■ Given instruction: Gather all lines in the entries that include the word "this".
start Entries supplied
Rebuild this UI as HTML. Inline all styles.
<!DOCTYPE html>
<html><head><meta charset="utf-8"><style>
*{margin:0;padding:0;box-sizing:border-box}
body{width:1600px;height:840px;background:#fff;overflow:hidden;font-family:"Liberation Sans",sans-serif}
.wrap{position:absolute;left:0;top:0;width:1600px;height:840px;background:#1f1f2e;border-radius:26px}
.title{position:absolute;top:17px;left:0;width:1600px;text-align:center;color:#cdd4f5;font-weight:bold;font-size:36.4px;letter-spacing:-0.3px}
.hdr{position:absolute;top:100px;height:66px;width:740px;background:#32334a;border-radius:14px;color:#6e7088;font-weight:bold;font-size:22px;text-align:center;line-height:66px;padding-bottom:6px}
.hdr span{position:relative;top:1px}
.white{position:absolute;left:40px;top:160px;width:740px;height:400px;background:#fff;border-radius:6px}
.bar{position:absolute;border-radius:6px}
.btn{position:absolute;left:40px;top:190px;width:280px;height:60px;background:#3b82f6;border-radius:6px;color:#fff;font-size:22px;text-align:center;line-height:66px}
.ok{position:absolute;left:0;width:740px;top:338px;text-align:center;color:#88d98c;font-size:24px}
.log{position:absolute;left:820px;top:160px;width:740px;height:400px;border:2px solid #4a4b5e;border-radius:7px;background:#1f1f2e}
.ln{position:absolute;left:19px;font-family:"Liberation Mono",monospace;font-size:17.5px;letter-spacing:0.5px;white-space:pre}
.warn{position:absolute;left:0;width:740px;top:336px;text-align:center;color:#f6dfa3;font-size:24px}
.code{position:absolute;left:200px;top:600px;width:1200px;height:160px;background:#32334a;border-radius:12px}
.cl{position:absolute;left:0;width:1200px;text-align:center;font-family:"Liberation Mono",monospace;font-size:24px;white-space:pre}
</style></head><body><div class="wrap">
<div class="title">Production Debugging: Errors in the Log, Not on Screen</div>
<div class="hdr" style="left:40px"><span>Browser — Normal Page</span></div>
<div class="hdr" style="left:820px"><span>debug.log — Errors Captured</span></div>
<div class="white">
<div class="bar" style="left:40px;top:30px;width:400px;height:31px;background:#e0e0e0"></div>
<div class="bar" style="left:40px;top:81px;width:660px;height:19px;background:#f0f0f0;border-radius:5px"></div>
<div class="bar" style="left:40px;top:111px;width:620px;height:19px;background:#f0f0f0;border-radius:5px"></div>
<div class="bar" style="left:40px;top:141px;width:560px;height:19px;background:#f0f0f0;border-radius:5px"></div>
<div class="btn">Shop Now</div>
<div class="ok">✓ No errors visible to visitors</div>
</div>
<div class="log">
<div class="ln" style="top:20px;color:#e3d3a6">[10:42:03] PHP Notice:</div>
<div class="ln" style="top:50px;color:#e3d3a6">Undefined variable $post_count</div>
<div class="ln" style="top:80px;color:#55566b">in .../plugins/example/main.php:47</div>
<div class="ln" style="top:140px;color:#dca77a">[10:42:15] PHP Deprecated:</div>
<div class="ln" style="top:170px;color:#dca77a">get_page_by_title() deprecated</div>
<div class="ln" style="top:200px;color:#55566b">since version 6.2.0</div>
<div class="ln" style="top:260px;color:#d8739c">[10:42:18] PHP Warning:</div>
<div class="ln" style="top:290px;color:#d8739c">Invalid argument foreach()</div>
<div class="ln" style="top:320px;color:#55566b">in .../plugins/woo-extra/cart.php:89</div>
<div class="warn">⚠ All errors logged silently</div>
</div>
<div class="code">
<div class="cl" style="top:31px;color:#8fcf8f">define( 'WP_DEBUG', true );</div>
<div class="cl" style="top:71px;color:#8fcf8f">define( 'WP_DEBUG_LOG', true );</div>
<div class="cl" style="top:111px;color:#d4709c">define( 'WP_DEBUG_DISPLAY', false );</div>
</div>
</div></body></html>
end Entries supplied
start Entries supplied
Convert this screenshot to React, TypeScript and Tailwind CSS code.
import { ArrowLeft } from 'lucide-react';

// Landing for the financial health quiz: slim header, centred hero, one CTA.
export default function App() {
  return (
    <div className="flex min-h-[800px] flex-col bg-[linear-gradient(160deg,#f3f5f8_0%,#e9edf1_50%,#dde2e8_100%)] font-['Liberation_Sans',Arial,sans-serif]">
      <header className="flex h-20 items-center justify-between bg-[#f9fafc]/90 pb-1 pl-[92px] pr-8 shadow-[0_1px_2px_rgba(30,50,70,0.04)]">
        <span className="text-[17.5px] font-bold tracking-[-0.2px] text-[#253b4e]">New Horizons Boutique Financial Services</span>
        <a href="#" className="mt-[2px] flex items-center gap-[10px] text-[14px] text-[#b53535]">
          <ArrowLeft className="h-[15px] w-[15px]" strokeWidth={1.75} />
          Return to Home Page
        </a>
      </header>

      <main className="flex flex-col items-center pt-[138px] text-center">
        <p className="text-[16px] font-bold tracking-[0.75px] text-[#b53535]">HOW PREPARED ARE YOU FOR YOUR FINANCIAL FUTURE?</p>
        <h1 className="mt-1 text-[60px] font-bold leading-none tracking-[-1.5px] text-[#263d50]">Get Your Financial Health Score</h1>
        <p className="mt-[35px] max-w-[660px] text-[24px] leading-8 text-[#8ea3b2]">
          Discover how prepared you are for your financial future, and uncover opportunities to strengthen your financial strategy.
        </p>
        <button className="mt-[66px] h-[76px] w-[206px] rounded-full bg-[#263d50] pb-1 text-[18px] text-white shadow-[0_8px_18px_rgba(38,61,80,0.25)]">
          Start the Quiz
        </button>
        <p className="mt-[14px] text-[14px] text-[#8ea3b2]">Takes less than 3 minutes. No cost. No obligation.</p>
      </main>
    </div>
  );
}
end Entries supplied
■ Task solution:
Rebuild this UI as HTML. Inline all styles.
Convert this screenshot to React, TypeScript and Tailwind CSS code.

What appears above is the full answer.